**What needs to be done**.
Below is a listing; print exactly its lines from the one containing "What React and Tailwind" down to the one containing "import React from", both inclusive, with every picture left out.

Front-end source files:
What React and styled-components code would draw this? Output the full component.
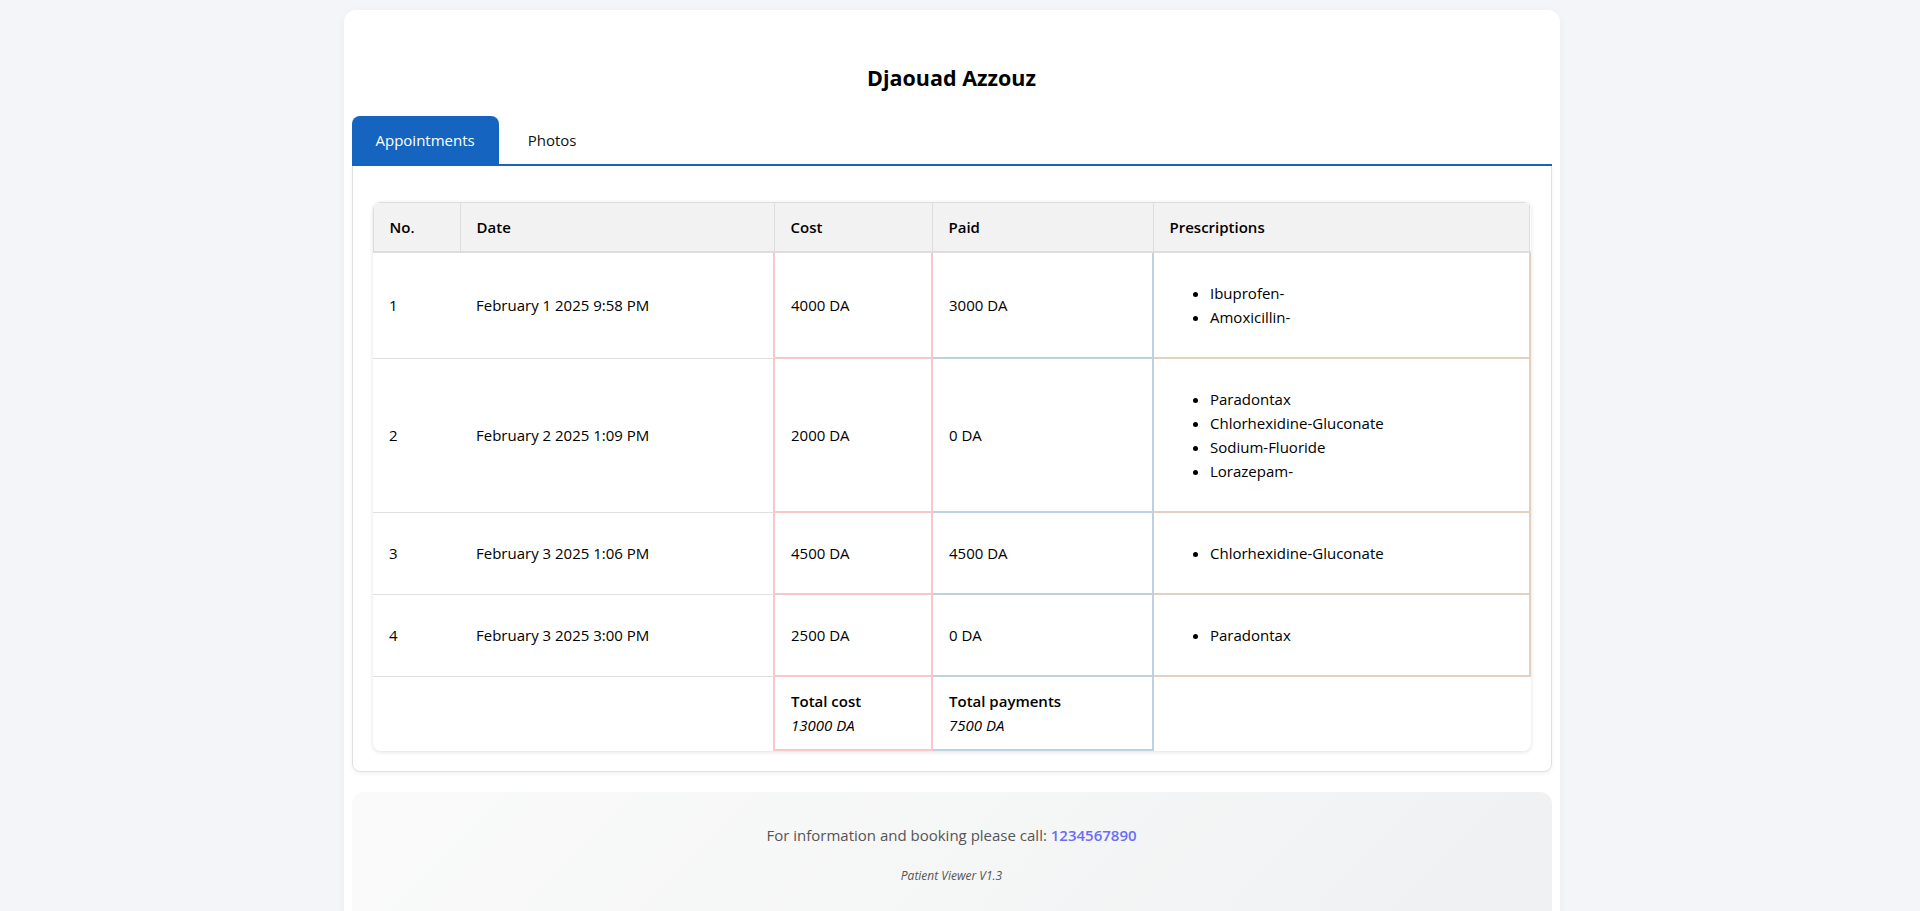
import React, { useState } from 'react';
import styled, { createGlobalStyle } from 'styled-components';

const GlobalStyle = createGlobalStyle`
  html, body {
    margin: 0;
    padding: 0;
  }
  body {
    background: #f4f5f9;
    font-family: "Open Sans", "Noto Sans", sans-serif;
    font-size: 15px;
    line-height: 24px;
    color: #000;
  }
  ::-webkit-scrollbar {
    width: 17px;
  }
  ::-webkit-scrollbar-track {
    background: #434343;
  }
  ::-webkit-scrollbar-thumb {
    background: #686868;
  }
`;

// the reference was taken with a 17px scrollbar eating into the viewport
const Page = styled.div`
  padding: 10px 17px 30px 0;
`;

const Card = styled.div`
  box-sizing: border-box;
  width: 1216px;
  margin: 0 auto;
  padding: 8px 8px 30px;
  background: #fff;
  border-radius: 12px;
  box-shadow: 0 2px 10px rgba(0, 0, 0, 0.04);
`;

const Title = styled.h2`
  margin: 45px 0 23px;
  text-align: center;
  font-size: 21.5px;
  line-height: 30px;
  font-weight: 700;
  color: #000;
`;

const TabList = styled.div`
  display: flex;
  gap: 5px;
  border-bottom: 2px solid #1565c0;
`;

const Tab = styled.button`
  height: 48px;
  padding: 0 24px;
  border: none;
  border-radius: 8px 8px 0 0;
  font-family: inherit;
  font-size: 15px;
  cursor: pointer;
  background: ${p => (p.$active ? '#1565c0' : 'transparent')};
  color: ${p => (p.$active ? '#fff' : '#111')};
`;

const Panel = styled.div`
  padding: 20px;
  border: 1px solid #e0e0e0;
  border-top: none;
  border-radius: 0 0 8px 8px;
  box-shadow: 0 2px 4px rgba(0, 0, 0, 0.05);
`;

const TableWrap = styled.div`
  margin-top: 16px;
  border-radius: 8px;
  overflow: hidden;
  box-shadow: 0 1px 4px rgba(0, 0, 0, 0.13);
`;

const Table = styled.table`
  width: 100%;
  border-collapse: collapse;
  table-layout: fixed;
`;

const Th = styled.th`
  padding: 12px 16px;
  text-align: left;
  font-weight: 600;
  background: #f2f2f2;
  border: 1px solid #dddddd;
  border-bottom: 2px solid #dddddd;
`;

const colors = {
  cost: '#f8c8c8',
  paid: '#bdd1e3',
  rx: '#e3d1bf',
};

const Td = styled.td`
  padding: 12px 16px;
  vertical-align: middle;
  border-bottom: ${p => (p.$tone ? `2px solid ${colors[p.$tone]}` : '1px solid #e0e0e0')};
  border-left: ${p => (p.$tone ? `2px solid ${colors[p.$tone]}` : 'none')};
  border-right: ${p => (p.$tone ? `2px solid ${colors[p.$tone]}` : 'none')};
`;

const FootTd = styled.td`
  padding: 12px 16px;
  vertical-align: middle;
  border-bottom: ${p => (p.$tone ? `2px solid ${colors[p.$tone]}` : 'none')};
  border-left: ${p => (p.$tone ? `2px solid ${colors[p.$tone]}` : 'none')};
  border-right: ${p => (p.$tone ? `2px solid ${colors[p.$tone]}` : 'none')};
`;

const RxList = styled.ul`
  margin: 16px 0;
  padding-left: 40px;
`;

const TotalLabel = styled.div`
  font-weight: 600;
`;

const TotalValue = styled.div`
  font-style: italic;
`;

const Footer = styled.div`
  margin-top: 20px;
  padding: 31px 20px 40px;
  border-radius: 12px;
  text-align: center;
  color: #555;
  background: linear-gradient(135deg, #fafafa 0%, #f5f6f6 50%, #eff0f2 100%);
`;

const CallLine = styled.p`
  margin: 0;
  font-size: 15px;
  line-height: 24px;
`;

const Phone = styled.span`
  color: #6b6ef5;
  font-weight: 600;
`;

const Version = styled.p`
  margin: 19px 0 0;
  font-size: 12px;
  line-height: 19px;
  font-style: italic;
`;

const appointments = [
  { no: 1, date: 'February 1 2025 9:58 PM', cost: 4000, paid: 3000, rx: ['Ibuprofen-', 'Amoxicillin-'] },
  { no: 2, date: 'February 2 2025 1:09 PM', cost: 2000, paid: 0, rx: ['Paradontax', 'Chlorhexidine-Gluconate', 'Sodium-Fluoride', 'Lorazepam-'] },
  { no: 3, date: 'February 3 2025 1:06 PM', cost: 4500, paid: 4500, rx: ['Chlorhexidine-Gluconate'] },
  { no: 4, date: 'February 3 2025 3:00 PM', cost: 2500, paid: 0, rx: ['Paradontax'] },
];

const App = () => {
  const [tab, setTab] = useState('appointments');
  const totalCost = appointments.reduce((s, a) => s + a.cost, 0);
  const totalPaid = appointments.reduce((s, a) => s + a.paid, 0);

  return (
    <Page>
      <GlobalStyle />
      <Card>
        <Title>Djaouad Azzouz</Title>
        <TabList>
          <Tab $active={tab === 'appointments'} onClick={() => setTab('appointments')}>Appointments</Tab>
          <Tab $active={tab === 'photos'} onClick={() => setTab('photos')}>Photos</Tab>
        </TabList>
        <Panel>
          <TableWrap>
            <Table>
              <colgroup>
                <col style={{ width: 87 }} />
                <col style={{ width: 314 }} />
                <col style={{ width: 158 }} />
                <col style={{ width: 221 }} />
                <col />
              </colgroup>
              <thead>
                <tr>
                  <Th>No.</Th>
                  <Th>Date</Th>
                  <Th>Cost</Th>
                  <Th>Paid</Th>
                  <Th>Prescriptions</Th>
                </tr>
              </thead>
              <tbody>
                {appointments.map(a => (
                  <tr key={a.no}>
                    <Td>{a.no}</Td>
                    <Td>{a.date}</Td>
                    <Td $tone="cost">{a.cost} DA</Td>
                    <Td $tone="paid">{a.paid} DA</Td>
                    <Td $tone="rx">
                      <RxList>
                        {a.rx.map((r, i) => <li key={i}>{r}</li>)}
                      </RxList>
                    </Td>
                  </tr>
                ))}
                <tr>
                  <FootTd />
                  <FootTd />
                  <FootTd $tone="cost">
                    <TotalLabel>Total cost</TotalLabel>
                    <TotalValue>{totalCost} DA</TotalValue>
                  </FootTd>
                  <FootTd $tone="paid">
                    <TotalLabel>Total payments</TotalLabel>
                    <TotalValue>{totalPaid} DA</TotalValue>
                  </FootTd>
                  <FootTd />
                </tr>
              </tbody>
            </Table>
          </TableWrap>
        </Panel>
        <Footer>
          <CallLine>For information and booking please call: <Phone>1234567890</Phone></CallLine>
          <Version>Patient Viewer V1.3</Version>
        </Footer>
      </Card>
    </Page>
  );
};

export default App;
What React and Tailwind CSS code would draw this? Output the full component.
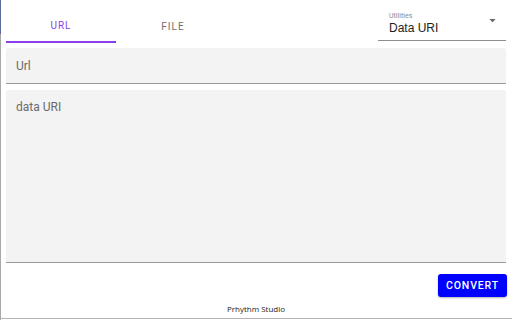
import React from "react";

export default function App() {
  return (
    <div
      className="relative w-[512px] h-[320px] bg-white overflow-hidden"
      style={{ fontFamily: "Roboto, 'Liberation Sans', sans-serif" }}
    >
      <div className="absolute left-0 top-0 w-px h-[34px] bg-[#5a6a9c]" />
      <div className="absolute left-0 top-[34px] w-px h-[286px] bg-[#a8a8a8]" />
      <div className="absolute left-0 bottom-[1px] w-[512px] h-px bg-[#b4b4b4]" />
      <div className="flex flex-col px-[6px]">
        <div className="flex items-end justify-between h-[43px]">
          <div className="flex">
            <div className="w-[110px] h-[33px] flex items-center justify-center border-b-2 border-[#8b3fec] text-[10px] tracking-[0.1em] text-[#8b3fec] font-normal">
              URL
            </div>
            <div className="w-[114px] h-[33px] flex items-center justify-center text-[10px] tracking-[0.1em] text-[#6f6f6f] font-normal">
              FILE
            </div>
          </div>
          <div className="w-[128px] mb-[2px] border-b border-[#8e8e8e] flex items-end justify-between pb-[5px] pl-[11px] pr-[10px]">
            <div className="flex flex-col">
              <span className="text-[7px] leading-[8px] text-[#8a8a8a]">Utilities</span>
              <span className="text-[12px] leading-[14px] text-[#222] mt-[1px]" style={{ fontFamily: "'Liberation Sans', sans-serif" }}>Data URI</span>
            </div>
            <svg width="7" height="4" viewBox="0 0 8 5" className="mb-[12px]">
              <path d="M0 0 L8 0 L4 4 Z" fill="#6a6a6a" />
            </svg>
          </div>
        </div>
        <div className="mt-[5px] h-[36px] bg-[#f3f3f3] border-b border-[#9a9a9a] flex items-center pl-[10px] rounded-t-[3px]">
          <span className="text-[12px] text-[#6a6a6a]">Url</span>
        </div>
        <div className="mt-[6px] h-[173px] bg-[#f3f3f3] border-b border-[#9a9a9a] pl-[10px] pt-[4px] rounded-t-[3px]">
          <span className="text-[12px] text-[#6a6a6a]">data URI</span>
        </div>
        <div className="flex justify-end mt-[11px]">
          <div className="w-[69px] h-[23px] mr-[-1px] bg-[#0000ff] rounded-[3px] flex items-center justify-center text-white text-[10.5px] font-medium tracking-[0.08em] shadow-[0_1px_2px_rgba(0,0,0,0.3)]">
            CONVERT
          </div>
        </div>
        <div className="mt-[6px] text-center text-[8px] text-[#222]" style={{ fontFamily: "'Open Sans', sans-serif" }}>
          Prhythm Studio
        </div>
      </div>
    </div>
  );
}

**In response**.
What React and Tailwind CSS code would draw this? Output the full component.
import React from "react";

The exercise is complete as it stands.